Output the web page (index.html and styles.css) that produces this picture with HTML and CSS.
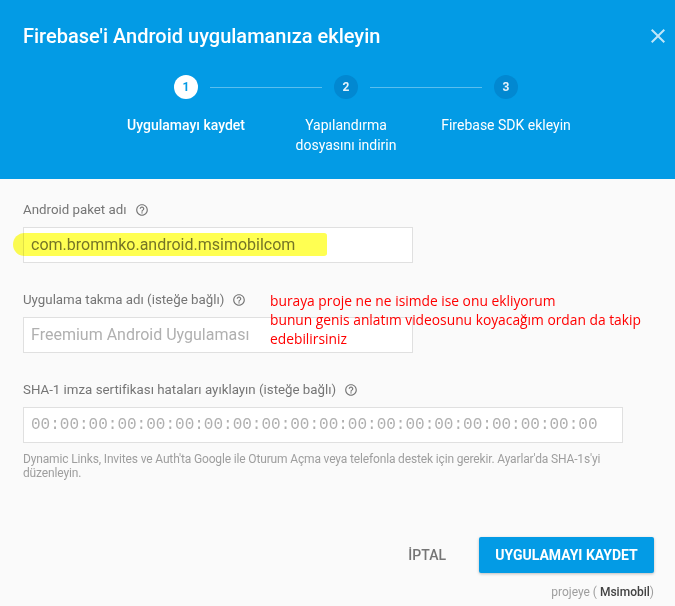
FILE: index.html
```html
<!DOCTYPE html>
<html lang="tr">
<head>
<meta charset="utf-8">
<title>Firebase'i Android uygulamanıza ekleyin</title>
<link rel="stylesheet" href="styles.css">
</head>
<body>
<div class="dialog">
  <header class="header">
    <div class="title-row">
      <h1 class="title">Firebase'i Android uygulamanıza ekleyin</h1>
      <button class="close" aria-label="Kapat">
        <svg viewBox="0 0 24 24" width="24" height="24"><path d="M19 6.41 17.59 5 12 10.59 6.41 5 5 6.41 10.59 12 5 17.59 6.41 19 12 13.41 17.59 19 19 17.59 13.41 12z" fill="currentColor"/></svg>
      </button>
    </div>
    <div class="stepper">
      <div class="step-dots">
        <span class="dot active">1</span>
        <span class="connector"></span>
        <span class="dot">2</span>
        <span class="connector"></span>
        <span class="dot">3</span>
      </div>
      <div class="step-labels">
        <span class="step-label active">Uygulamayı kaydet</span>
        <span class="step-label">Yapılandırma<br>dosyasını indirin</span>
        <span class="step-label">Firebase SDK ekleyin</span>
      </div>
    </div>
  </header>

  <main class="body">
    <div class="field">
      <label class="label">Android paket adı <svg class="help" viewBox="0 0 24 24"><path d="M11 18h2v-2h-2v2zm1-16C6.48 2 2 6.48 2 12s4.48 10 10 10 10-4.48 10-10S17.52 2 12 2zm0 18c-4.41 0-8-3.59-8-8s3.59-8 8-8 8 3.59 8 8-3.59 8-8 8zm0-14c-2.21 0-4 1.79-4 4h2c0-1.1.9-2 2-2s2 .9 2 2c0 2-3 1.75-3 5h2c0-2.25 3-2.5 3-5 0-2.21-1.79-4-4-4z" fill="currentColor"/></svg></label>
      <div class="input">com.brommko.android.msimobilcom</div>
      <span class="marker"></span>
    </div>

    <div class="field">
      <label class="label">Uygulama takma adı (isteğe bağlı) <svg class="help" viewBox="0 0 24 24"><path d="M11 18h2v-2h-2v2zm1-16C6.48 2 2 6.48 2 12s4.48 10 10 10 10-4.48 10-10S17.52 2 12 2zm0 18c-4.41 0-8-3.59-8-8s3.59-8 8-8 8 3.59 8 8-3.59 8-8 8zm0-14c-2.21 0-4 1.79-4 4h2c0-1.1.9-2 2-2s2 .9 2 2c0 2-3 1.75-3 5h2c0-2.25 3-2.5 3-5 0-2.21-1.79-4-4-4z" fill="currentColor"/></svg></label>
      <div class="input placeholder">Freemium Android Uygulaması</div>
      <p class="note">buraya proje ne ne isimde ise onu ekliyorum<br>bunun genis anlatım videosunu koyacağım ordan da takip<br>edebilirsiniz</p>
    </div>

    <div class="field">
      <label class="label">SHA-1 imza sertifikası hataları ayıklayın (isteğe bağlı) <svg class="help" viewBox="0 0 24 24"><path d="M11 18h2v-2h-2v2zm1-16C6.48 2 2 6.48 2 12s4.48 10 10 10 10-4.48 10-10S17.52 2 12 2zm0 18c-4.41 0-8-3.59-8-8s3.59-8 8-8 8 3.59 8 8-3.59 8-8 8zm0-14c-2.21 0-4 1.79-4 4h2c0-1.1.9-2 2-2s2 .9 2 2c0 2-3 1.75-3 5h2c0-2.25 3-2.5 3-5 0-2.21-1.79-4-4-4z" fill="currentColor"/></svg></label>
      <div class="input wide placeholder mono">00:00:00:00:00:00:00:00:00:00:00:00:00:00:00:00:00:00:00:00</div>
      <p class="hint">Dynamic Links, Invites ve Auth'ta Google ile Oturum Açma veya telefonla destek için gerekir. Ayarlar'da SHA-1s'yi düzenleyin.</p>
    </div>

    <div class="actions">
      <button class="btn flat">İPTAL</button>
      <button class="btn raised">UYGULAMAYI KAYDET</button>
    </div>
    <div class="project">projeye ( <b>Msimobil</b>)</div>
  </main>
</div>
</body>
</html>
```

FILE: styles.css
```css
* { box-sizing: border-box; }

html, body {
  margin: 0;
  padding: 0;
  background: #fafafa;
  font-family: Roboto, "Noto Sans", Arial, sans-serif;
}

.dialog {
  width: 675px;
  height: 606px;
  display: flex;
  flex-direction: column;
  background: #fafafa;
  overflow: hidden;
}

/* Blue top band with title and stepper */
.header {
  background: #039be5;
  height: 179px;
  padding: 22px 0 0 23px;
  color: #fff;
}

.title-row {
  display: flex;
  align-items: center;
  justify-content: space-between;
  height: 28px;
}

.title {
  margin: 0;
  font-size: 20px;
  font-weight: 500;
  line-height: 28px;
}

.close {
  border: 0;
  background: none;
  padding: 0;
  margin-right: 5px;
  width: 24px;
  height: 24px;
  color: rgba(255, 255, 255, 0.75);
  display: flex;
}

.stepper {
  margin-top: 25px;
  margin-left: 83px;
  width: 480px;
}

.step-dots {
  display: flex;
  align-items: center;
  padding: 0 68px;
  height: 24px;
}

.dot {
  width: 24px;
  height: 24px;
  flex: none;
  border-radius: 50%;
  background: #0288d1;
  color: rgba(255, 255, 255, 0.9);
  font-size: 12px;
  font-weight: 700;
  display: flex;
  align-items: center;
  justify-content: center;
}

.dot.active {
  background: #fff;
  color: #039be5;
}

.connector {
  flex: 1;
  height: 1px;
  margin: 0 12px;
  background: rgba(255, 255, 255, 0.35);
}

.step-labels {
  display: grid;
  grid-template-columns: repeat(3, 160px);
  margin-top: 16px;
}

.step-label {
  text-align: center;
  font-size: 14px;
  line-height: 20px;
  color: #fff;
}

.step-label.active {
  font-weight: 500;
}

/* Form area */
.body {
  flex: 1;
  padding: 22px 21px 0 23px;
  display: flex;
  flex-direction: column;
  position: relative;
}

.field {
  position: relative;
  display: flex;
  flex-direction: column;
  margin-bottom: 28px;
}

.label {
  display: flex;
  align-items: center;
  gap: 8px;
  font-size: 13.3px;
  line-height: 18px;
  color: #757575;
  margin-bottom: 8px;
}

.help {
  width: 14px;
  height: 14px;
  color: #757575;
}

.input {
  width: 390px;
  height: 36px;
  background: #fff;
  border: 1px solid #e0e0e0;
  padding: 0 7px;
  font-size: 16px;
  line-height: 34px;
  color: #757575;
  white-space: nowrap;
  overflow: hidden;
}

.input.wide {
  width: 600px;
}

.placeholder {
  color: #b0b0b0;
}

.mono {
  font-family: "Liberation Mono", "DejaVu Sans Mono", monospace;
  font-size: 16px;
}

/* yellow marker stroke drawn across the package name */
.marker {
  position: absolute;
  left: -10px;
  top: 32px;
  width: 314px;
  height: 23px;
  background: #ffff33;
  opacity: 0.85;
  mix-blend-mode: multiply;
  border-radius: 12px 3px 3px 12px;
}

/* red annotation written over the form */
.note {
  position: absolute;
  left: 247px;
  top: 0;
  margin: 0;
  font-family: "Open Sans", "Noto Sans", sans-serif;
  font-size: 13.8px;
  line-height: 19px;
  color: #ff0000;
  white-space: nowrap;
}

.hint {
  margin: 9px 0 0;
  width: 600px;
  font-size: 12px;
  line-height: 14px;
  letter-spacing: -0.15px;
  color: #9e9e9e;
}

.actions {
  display: flex;
  justify-content: flex-end;
  align-items: center;
  gap: 16px;
  margin-top: 29px;
}

.btn {
  font-family: inherit;
  font-size: 14px;
  font-weight: 500;
  border: 0;
  height: 36px;
  padding: 0 16px;
  border-radius: 2px;
  white-space: nowrap;
  cursor: pointer;
}

.btn.flat {
  background: none;
  color: #757575;
  padding: 0 17px;
}

.btn.raised {
  width: 175px;
  padding: 0;
  background: #039be5;
  color: #fff;
  font-weight: 700;
  box-shadow: 0 1px 3px rgba(0, 0, 0, 0.25);
}

.project {
  align-self: flex-end;
  margin-top: 12px;
  font-size: 12px;
  color: #9e9e9e;
}

.project b {
  font-weight: 500;
  color: #424242;
}
```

→ What is needed: For the listing above, identify each line bearing "with".

→ Written solution:
Output the web page (index.html and styles.css) that produces this picture with HTML and CSS.
/* Blue top band with title and stepper */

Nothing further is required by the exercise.